I had always planned to do big feather plumes in these blocks, as it just screamed at me to do so. Problem was when I started the quilt, I’d never done them. So I drew and I practised and I did some samples.

Today I actually dug out all the thread and took the plunge. I’m using yellow thread on the back and in some places on the front will be changing thread colors. This not only blends in better (to hide potential goofs 😛 ) it also helps me use up much of my half-empty spools of thread. OF which there are plenty.

I’ll do all the large blocks on this quilt first and yes – I am stopping and starting on each block, snipping the thread entirely and not stitching over to the next one. I also did not draw on most of the quilt top for a template. Some I just drew the spine, some blocks nothing at all. They will be almost entirely freehand.

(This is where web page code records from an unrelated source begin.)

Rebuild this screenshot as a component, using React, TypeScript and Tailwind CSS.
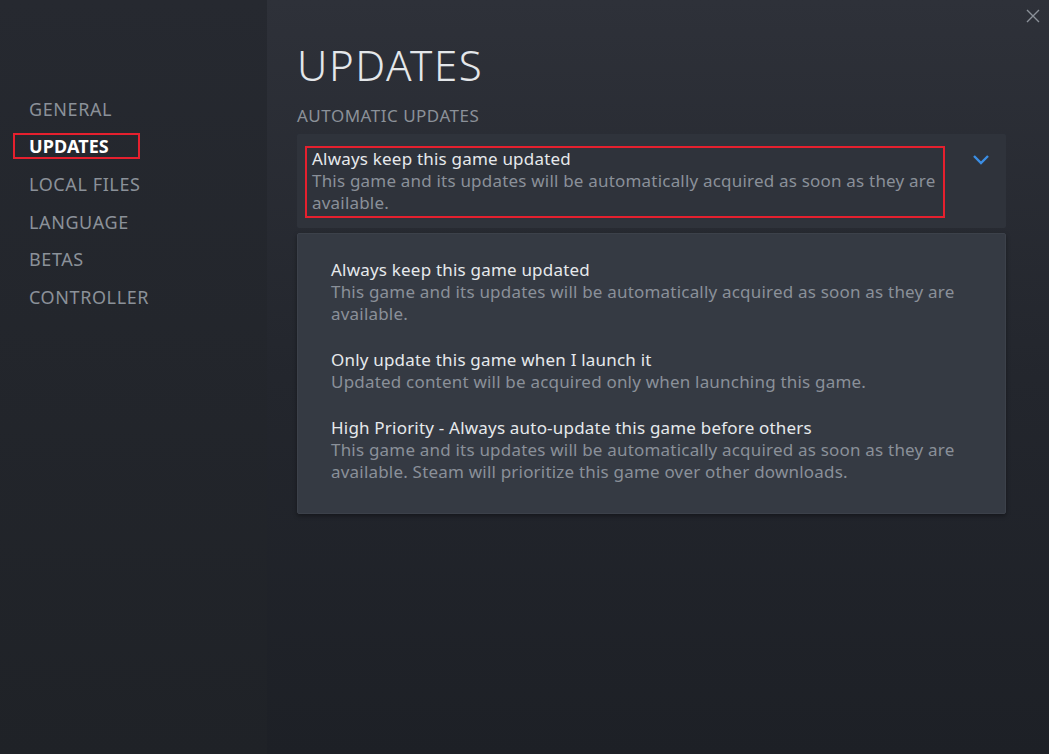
const NAV = ["GENERAL", "UPDATES", "LOCAL FILES", "LANGUAGE", "BETAS", "CONTROLLER"];

const OPTIONS = [
  {
    title: "Always keep this game updated",
    desc: "This game and its updates will be automatically acquired as soon as they are available.",
  },
  {
    title: "Only update this game when I launch it",
    desc: "Updated content will be acquired only when launching this game.",
  },
  {
    title: "High Priority - Always auto-update this game before others",
    desc: "This game and its updates will be automatically acquired as soon as they are available. Steam will prioritize this game over other downloads.",
  },
];

export default function App() {
  return (
    <div
      className="flex w-[1049px] h-[754px] overflow-hidden text-[#dfe3e6]"
      style={{ fontFamily: '"Noto Sans", "Open Sans", sans-serif' }}
    >
      {/* sidebar */}
      <aside className="w-[267px] flex-shrink-0 bg-gradient-to-b from-[#262930] to-[#1f2227] pt-[90px]">
        <nav className="flex flex-col">
          {NAV.map((item) => {
            const active = item === "UPDATES";
            return (
              <div key={item} className="h-[37.6px] flex items-center pl-[13px]">
                <span
                  className={`h-[26px] w-[127px] flex items-center text-[18px] leading-none whitespace-nowrap ${
                    active
                      ? "border-2 border-[#e5202e] text-white font-bold pl-[14px] tracking-[0.1px]"
                      : "pl-[16px] tracking-[0.6px] text-[#8b9199]"
                  }`}
                >
                  {item}
                </span>
              </div>
            );
          })}
        </nav>
      </aside>

      {/* main */}
      <main className="flex-1 relative bg-gradient-to-b from-[#2e3139] via-[#23262d] to-[#1d2026] pl-[30px] pr-[43px]">
        <button className="absolute right-[9px] top-[9px] w-[14px] h-[14px] text-[#8b9199]">
          <svg viewBox="0 0 14 14" className="w-full h-full" fill="none" stroke="currentColor" strokeWidth="1.4">
            <path d="M1 1 L13 13 M13 1 L1 13" />
          </svg>
        </button>

        <h1 className="mt-[40px] text-[42px] leading-[50px] font-light tracking-[1.6px] text-[#e4e7ea]">
          UPDATES
        </h1>
        <div className="mt-[15px] text-[17px] leading-[22px] text-[#8b9199] tracking-[0.5px]">
          AUTOMATIC UPDATES
        </div>

        {/* select header */}
        <div className="mt-[7px] h-[94px] bg-[#2f333b] rounded-[2px] flex items-start pt-[12px] pl-[8px] pr-[16px]">
          <div className="w-[640px] h-[72px] border-2 border-[#e5202e] pl-[5px]">
            <div className="text-[17px] leading-[22px] tracking-[0.2px] text-[#e6e9ec]">{OPTIONS[0].title}</div>
            <div className="text-[17px] leading-[22px] tracking-[0.2px] text-[#8a9099]">{OPTIONS[0].desc}</div>
          </div>
          <div className="flex-1 flex justify-end pt-[8px]">
            <svg width="18" height="12" viewBox="0 0 18 12" fill="none" stroke="#3b8ee4" strokeWidth="2.4">
              <path d="M2 2 L9 9 L16 2" />
            </svg>
          </div>
        </div>

        {/* options list */}
        <div className="mt-[5px] bg-[#353a43] rounded-[2px] border border-[#3c414a] shadow-[0_2px_4px_rgba(0,0,0,0.35)] pt-[13px] pb-[18px] pl-[33px] pr-[40px]">
          {OPTIONS.map((o) => (
            <div key={o.title} className="py-[12px]">
              <div className="text-[17px] leading-[22px] tracking-[0.2px] text-[#e6e9ec]">{o.title}</div>
              <div className="text-[17px] leading-[22px] tracking-[0.2px] text-[#8a9099]">{o.desc}</div>
            </div>
          ))}
        </div>
      </main>
    </div>
  );
}
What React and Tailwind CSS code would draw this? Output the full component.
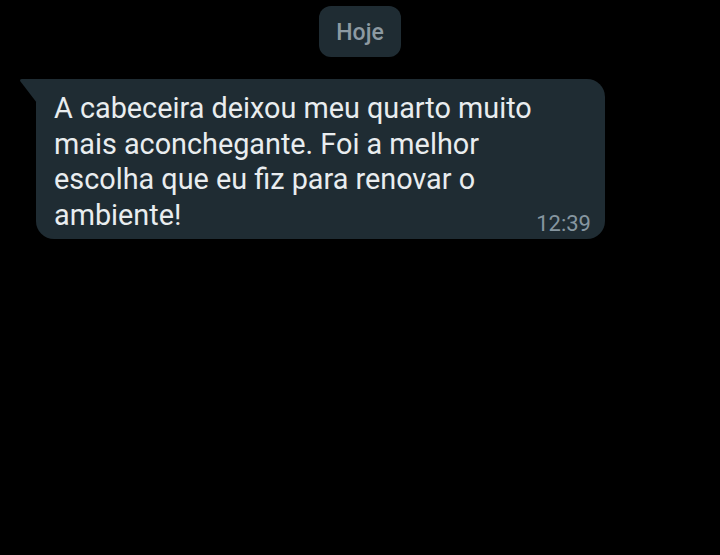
import React from 'react';

const App = () => {
  return (
    <div className="w-[720px] h-[555px] bg-black overflow-hidden" style={{ fontFamily: 'Roboto, "Noto Sans", sans-serif' }}>
      <div className="flex justify-center pt-[6px]">
        <div className="h-[51px] px-[17px] pt-[4px] flex items-center rounded-[12px] bg-[#1f2c33] text-[#8d9aa2] text-[23px] font-medium">
          Hoje
        </div>
      </div>

      {/* message bubble */}
      <div className="relative mt-[22px] ml-[36px] w-[569px]">
        <svg className="absolute -left-[17px] top-0" width="18" height="24" viewBox="0 0 18 24">
          <path d="M18 0 H3 Q0 0 1.5 2.5 L18 24 Z" fill="#1f2c33" />
        </svg>
        <div className="bg-[#1f2c33] rounded-[18px] rounded-tl-none pl-[18px] pr-[14px] pt-[12px] pb-[2px] flex flex-col">
          <p className="text-[#e9edef] text-[28.8px] leading-[35.5px]">
            A cabeceira deixou meu quarto muito<br />
            mais aconchegante. Foi a melhor<br />
            escolha que eu fiz para renovar o<br />
            ambiente!
          </p>
          <span className="self-end -mt-[22px] text-[#8696a0] text-[22px] leading-[26px]">12:39</span>
        </div>
      </div>
    </div>
  );
};

export default App;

I’ve also been picking up some tips from Diane Gaudynski and her upcoming free motion quilt along. The topic for February? Feather plumes! 😀 Mine don’t look near as nice as hers, but like she says – just keep on practising!

By the time I get to the last block, I should be pretty good. They are fun to do, if maddening in parts. I definitely like the look of going back and outlining the whole thing until the block fills. It definitely hides my turn backs.

I also chose poly batting because of the loft, and to see how my Bernina handles it. So far, I still don’t like working with it.